** START **
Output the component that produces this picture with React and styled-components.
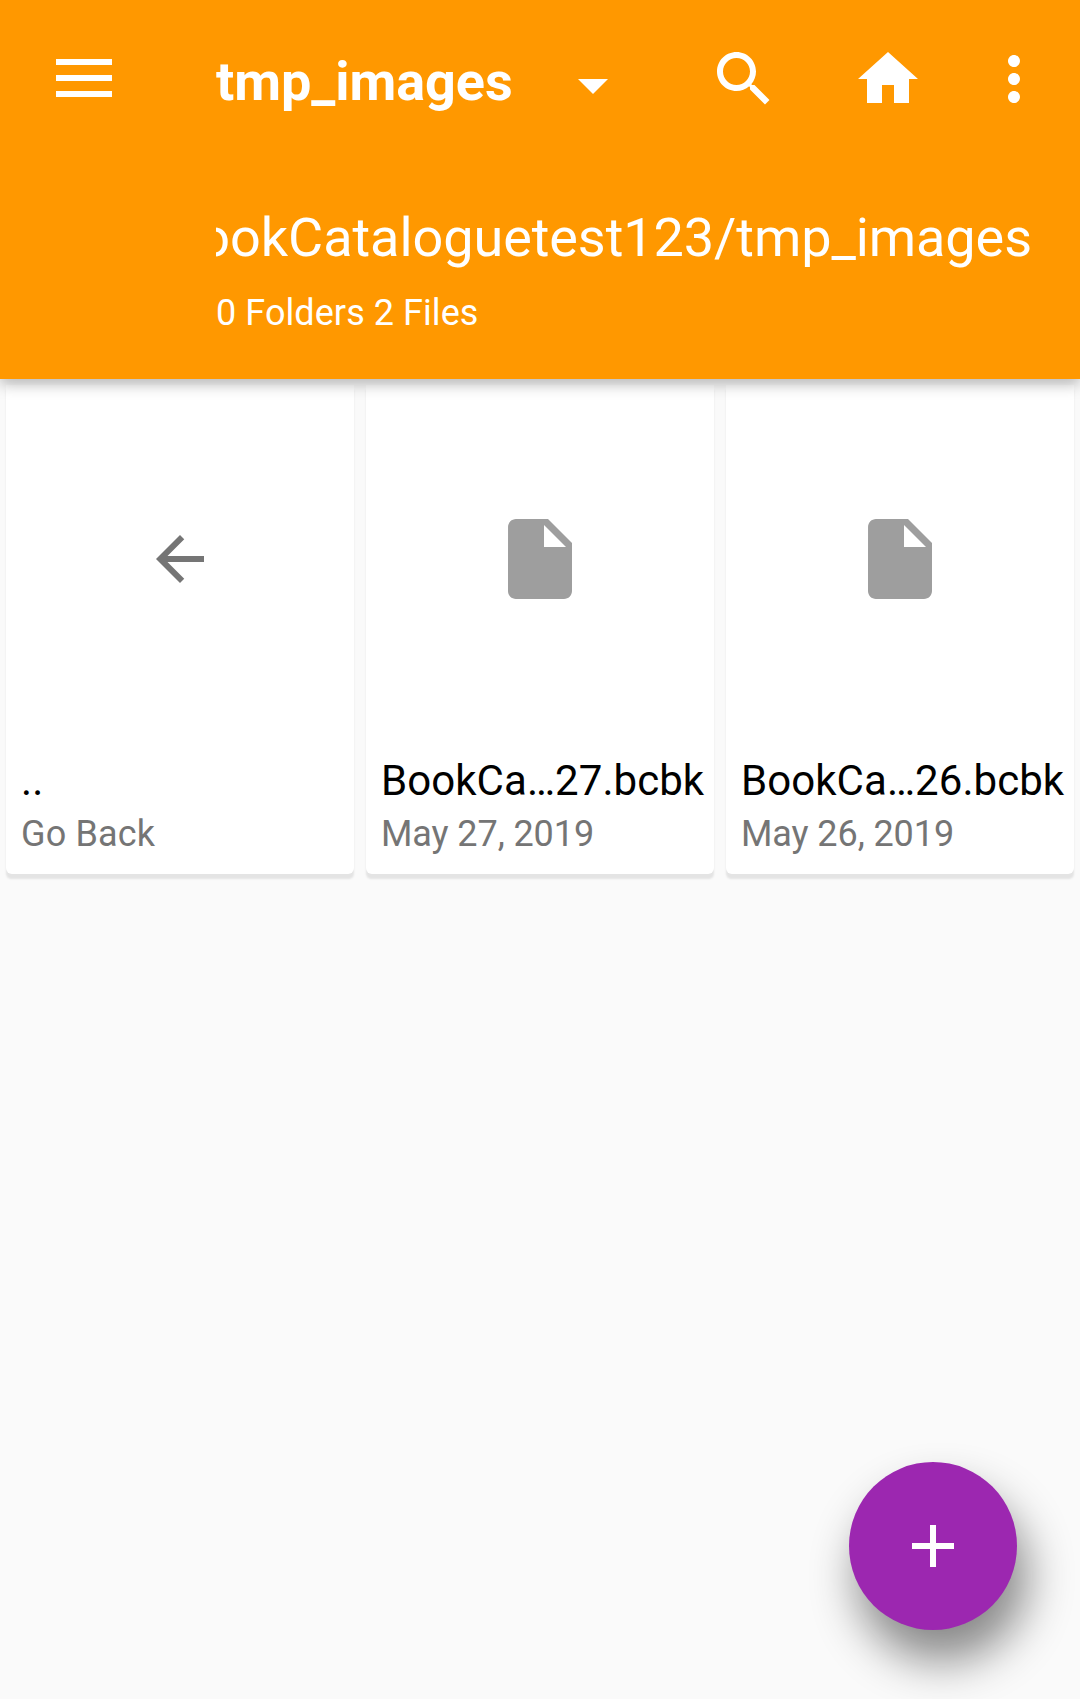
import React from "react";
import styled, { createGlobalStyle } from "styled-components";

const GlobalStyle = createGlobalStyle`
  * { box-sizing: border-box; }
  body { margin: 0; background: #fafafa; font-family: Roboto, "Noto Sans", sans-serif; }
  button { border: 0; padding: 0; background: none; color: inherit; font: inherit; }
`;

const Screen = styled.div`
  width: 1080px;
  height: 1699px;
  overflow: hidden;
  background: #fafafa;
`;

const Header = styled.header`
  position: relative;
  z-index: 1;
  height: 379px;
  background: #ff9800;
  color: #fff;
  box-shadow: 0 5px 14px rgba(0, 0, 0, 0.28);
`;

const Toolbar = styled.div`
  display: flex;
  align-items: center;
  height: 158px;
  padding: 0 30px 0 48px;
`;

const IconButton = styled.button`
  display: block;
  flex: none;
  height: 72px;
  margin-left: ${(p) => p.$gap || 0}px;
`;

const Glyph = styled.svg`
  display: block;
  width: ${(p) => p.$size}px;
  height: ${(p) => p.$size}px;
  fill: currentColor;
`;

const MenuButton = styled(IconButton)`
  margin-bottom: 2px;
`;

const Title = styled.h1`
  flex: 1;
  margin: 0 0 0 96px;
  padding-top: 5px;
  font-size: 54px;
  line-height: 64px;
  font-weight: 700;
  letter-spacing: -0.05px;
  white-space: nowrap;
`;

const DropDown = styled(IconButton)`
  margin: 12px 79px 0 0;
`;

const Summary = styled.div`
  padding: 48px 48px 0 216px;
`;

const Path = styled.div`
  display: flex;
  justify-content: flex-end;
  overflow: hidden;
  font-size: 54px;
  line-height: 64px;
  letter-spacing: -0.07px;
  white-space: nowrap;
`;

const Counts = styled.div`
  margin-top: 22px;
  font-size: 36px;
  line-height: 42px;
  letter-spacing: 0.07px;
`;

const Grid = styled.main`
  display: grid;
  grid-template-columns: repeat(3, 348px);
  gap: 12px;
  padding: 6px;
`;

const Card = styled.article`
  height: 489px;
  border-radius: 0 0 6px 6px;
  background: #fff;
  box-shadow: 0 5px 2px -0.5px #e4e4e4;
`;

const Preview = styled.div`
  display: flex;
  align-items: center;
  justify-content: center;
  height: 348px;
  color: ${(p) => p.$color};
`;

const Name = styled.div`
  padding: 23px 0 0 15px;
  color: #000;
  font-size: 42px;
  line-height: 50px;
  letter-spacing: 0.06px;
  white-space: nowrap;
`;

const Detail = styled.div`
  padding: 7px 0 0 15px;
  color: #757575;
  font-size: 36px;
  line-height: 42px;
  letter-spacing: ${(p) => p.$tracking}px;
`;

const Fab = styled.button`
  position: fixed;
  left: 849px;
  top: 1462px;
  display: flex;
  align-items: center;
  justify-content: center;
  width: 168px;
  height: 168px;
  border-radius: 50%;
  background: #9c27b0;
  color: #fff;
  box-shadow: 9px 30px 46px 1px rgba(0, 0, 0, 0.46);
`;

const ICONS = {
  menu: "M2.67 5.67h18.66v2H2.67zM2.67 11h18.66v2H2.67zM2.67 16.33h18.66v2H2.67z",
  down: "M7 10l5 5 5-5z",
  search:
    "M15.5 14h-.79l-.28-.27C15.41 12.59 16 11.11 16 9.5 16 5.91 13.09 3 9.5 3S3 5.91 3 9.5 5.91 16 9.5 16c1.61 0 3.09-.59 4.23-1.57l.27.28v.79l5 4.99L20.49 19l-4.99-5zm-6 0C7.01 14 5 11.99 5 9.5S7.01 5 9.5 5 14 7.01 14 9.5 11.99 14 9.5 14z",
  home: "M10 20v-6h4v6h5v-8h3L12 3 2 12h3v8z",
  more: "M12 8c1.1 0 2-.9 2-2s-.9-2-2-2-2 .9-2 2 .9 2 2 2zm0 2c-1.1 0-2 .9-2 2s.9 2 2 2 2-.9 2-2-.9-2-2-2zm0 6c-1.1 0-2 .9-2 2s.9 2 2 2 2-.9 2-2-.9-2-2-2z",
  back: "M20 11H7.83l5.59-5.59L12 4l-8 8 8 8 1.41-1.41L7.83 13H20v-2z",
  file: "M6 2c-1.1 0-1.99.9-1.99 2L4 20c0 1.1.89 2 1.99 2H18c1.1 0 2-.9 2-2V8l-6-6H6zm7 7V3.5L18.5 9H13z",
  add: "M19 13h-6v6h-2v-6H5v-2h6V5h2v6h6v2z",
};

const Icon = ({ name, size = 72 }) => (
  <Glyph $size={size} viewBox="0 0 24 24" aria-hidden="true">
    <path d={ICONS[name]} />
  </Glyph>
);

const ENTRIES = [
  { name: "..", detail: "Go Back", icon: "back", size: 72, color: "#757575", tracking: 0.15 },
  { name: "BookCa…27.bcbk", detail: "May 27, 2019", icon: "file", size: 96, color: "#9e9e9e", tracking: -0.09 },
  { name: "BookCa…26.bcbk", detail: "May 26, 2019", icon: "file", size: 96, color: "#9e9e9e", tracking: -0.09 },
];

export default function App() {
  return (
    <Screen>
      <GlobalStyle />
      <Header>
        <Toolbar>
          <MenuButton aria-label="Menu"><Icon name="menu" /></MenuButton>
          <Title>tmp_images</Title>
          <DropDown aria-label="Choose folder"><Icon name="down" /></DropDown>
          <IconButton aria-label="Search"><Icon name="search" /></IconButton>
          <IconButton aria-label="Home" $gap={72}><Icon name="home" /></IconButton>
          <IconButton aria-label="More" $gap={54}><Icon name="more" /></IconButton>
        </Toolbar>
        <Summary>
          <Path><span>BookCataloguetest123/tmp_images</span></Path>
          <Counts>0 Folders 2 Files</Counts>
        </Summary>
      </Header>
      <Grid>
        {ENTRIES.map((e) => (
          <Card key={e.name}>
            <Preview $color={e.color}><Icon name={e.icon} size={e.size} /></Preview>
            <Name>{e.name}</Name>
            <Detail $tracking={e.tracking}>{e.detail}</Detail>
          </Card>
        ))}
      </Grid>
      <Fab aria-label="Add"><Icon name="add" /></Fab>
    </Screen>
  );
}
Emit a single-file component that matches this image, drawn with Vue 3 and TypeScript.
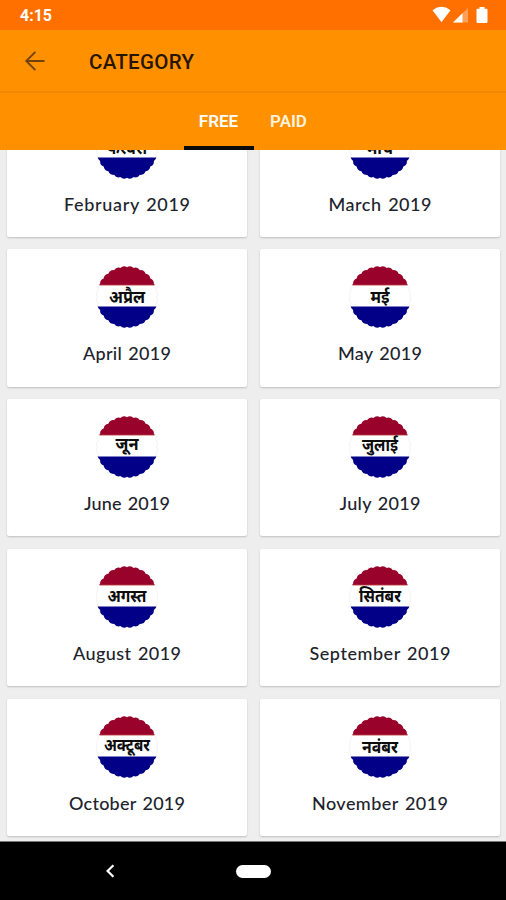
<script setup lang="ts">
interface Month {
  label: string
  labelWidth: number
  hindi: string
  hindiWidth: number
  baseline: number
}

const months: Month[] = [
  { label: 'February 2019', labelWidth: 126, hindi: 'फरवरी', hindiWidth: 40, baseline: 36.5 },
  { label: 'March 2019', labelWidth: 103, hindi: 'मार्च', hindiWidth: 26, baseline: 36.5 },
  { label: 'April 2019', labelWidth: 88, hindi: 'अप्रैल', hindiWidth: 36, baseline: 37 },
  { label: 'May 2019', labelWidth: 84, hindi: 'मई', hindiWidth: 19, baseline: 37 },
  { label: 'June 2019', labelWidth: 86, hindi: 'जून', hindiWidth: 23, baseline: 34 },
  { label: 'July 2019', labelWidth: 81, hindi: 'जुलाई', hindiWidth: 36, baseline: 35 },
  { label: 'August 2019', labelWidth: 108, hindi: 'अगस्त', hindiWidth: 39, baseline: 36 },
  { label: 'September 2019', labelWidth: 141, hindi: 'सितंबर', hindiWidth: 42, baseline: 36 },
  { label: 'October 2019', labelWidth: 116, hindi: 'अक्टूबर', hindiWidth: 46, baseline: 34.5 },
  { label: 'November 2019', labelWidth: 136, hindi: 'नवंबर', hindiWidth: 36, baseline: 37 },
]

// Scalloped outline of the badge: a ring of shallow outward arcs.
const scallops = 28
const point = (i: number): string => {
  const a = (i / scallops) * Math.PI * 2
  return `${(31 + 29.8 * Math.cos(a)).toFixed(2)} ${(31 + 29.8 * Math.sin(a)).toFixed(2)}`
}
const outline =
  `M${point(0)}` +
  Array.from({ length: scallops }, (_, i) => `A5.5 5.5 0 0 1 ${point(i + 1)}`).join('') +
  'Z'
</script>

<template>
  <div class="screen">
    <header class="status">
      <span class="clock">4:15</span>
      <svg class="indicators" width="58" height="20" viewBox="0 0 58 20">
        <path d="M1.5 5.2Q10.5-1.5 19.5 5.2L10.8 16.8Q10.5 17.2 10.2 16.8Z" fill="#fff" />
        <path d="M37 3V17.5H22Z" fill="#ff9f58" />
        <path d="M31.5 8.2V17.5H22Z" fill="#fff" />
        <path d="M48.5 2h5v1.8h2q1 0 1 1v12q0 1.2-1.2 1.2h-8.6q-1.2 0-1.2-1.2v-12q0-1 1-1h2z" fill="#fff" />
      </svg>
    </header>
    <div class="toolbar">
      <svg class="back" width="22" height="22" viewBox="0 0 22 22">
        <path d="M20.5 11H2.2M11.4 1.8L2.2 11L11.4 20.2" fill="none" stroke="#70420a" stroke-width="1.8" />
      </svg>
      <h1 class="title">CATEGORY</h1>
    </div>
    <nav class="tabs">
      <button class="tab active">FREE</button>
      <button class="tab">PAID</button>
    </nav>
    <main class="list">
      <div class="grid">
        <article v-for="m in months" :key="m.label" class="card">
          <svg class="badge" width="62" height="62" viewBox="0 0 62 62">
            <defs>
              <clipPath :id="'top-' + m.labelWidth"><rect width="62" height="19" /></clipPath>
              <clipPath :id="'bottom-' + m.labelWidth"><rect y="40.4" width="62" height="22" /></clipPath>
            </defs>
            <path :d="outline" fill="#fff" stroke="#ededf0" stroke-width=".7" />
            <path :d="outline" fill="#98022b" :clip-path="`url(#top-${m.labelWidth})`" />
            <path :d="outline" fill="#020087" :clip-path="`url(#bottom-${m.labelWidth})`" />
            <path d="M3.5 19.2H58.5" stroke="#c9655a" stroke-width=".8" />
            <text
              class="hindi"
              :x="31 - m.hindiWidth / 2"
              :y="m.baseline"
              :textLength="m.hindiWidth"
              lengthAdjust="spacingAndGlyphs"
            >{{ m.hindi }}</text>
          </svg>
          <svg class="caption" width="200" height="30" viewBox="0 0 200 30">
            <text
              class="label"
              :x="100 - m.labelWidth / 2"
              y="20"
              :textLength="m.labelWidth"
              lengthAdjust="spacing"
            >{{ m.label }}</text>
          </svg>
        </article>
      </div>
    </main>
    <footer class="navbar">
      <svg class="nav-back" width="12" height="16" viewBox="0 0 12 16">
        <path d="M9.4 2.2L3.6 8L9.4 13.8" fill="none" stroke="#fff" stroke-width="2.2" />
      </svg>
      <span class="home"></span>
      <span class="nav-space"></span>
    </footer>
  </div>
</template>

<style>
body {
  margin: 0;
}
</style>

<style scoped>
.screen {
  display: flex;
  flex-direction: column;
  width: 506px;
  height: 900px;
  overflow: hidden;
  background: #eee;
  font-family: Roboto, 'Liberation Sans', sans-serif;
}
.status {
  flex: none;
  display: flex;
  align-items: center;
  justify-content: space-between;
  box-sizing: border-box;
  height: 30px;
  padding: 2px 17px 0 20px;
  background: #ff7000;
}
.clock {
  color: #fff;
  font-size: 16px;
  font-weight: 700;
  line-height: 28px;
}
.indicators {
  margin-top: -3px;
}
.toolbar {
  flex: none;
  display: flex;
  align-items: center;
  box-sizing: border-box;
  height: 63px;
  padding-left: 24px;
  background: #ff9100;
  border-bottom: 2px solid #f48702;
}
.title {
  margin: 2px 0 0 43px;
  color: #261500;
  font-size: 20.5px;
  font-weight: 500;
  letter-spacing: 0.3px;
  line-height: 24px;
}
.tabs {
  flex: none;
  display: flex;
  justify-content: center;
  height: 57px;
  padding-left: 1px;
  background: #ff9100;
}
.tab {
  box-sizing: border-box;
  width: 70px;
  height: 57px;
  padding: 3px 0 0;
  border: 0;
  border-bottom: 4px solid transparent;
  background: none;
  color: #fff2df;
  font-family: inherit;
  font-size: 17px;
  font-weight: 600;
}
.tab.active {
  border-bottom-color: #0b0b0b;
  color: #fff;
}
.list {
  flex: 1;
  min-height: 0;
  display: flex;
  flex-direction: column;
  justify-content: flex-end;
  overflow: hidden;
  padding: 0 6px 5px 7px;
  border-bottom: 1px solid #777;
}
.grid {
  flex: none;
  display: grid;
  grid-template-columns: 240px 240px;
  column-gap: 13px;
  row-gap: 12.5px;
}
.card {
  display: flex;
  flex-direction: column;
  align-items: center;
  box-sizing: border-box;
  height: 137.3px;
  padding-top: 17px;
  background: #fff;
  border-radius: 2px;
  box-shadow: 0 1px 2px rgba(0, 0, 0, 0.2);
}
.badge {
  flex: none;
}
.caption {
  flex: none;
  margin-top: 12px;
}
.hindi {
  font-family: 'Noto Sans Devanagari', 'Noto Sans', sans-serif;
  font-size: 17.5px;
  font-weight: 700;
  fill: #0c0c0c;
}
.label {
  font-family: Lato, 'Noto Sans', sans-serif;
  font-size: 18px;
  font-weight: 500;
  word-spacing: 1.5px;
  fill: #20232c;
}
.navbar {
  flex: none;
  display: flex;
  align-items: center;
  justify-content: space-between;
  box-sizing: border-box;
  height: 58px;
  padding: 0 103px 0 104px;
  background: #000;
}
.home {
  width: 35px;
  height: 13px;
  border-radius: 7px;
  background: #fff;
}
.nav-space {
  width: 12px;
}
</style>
** END **
### Task requirements
Show the lines from the data above that contain the string "components".

### Task response
Output the component that produces this picture with React and styled-components.
import styled, { createGlobalStyle } from "styled-components";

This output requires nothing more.